# Source material:

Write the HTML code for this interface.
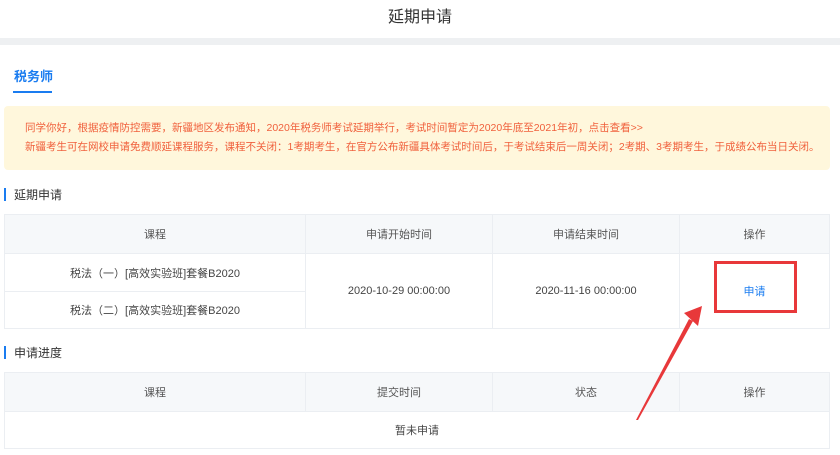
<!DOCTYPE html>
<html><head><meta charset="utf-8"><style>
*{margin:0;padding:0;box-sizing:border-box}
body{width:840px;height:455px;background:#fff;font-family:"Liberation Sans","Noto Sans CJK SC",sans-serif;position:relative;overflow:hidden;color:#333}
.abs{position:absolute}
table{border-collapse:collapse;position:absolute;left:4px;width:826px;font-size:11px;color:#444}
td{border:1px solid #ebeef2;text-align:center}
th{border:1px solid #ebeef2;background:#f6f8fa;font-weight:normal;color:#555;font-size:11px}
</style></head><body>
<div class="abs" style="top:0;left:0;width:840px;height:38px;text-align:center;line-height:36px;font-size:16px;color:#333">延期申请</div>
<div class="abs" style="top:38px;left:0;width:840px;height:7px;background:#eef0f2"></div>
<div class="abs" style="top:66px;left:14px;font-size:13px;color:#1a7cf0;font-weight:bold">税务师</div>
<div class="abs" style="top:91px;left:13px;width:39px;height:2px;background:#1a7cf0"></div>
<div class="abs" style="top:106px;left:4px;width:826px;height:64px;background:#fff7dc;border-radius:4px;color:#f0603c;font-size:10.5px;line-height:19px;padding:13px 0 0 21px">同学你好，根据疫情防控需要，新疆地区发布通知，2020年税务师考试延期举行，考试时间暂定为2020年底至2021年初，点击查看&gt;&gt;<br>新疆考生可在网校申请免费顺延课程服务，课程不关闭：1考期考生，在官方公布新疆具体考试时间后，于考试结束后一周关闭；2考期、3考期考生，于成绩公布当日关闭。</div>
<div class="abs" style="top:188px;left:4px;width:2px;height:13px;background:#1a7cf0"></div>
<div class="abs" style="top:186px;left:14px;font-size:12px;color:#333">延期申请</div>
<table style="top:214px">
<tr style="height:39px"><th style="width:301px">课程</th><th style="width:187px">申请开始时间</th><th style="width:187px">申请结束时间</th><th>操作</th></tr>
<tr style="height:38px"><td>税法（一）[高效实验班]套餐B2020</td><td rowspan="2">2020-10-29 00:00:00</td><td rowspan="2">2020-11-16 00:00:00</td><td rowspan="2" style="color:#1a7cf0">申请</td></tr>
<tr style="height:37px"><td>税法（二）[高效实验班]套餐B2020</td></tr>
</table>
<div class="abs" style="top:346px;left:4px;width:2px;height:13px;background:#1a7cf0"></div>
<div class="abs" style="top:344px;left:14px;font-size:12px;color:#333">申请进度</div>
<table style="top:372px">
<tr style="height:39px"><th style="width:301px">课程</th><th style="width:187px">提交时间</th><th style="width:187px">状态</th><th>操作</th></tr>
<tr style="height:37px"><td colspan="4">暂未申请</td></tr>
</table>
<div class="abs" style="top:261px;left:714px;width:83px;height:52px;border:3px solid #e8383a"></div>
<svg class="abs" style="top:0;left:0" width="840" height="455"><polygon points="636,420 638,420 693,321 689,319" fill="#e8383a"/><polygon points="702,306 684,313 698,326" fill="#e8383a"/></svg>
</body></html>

# Directions:
Copy out all the data without changing anything, and drop the pictures.

# Written answer:
Write the HTML code for this interface.
<!DOCTYPE html>
<html><head><meta charset="utf-8"><style>
*{margin:0;padding:0;box-sizing:border-box}
body{width:840px;height:455px;background:#fff;font-family:"Liberation Sans","Noto Sans CJK SC",sans-serif;position:relative;overflow:hidden;color:#333}
.abs{position:absolute}
table{border-collapse:collapse;position:absolute;left:4px;width:826px;font-size:11px;color:#444}
td{border:1px solid #ebeef2;text-align:center}
th{border:1px solid #ebeef2;background:#f6f8fa;font-weight:normal;color:#555;font-size:11px}
</style></head><body>
<div class="abs" style="top:0;left:0;width:840px;height:38px;text-align:center;line-height:36px;font-size:16px;color:#333">延期申请</div>
<div class="abs" style="top:38px;left:0;width:840px;height:7px;background:#eef0f2"></div>
<div class="abs" style="top:66px;left:14px;font-size:13px;color:#1a7cf0;font-weight:bold">税务师</div>
<div class="abs" style="top:91px;left:13px;width:39px;height:2px;background:#1a7cf0"></div>
<div class="abs" style="top:106px;left:4px;width:826px;height:64px;background:#fff7dc;border-radius:4px;color:#f0603c;font-size:10.5px;line-height:19px;padding:13px 0 0 21px">同学你好，根据疫情防控需要，新疆地区发布通知，2020年税务师考试延期举行，考试时间暂定为2020年底至2021年初，点击查看&gt;&gt;<br>新疆考生可在网校申请免费顺延课程服务，课程不关闭：1考期考生，在官方公布新疆具体考试时间后，于考试结束后一周关闭；2考期、3考期考生，于成绩公布当日关闭。</div>
<div class="abs" style="top:188px;left:4px;width:2px;height:13px;background:#1a7cf0"></div>
<div class="abs" style="top:186px;left:14px;font-size:12px;color:#333">延期申请</div>
<table style="top:214px">
<tr style="height:39px"><th style="width:301px">课程</th><th style="width:187px">申请开始时间</th><th style="width:187px">申请结束时间</th><th>操作</th></tr>
<tr style="height:38px"><td>税法（一）[高效实验班]套餐B2020</td><td rowspan="2">2020-10-29 00:00:00</td><td rowspan="2">2020-11-16 00:00:00</td><td rowspan="2" style="color:#1a7cf0">申请</td></tr>
<tr style="height:37px"><td>税法（二）[高效实验班]套餐B2020</td></tr>
</table>
<div class="abs" style="top:346px;left:4px;width:2px;height:13px;background:#1a7cf0"></div>
<div class="abs" style="top:344px;left:14px;font-size:12px;color:#333">申请进度</div>
<table style="top:372px">
<tr style="height:39px"><th style="width:301px">课程</th><th style="width:187px">提交时间</th><th style="width:187px">状态</th><th>操作</th></tr>
<tr style="height:37px"><td colspan="4">暂未申请</td></tr>
</table>
<div class="abs" style="top:261px;left:714px;width:83px;height:52px;border:3px solid #e8383a"></div>
<svg class="abs" style="top:0;left:0" width="840" height="455"><polygon points="636,420 638,420 693,321 689,319" fill="#e8383a"/><polygon points="702,306 684,313 698,326" fill="#e8383a"/></svg>
</body></html>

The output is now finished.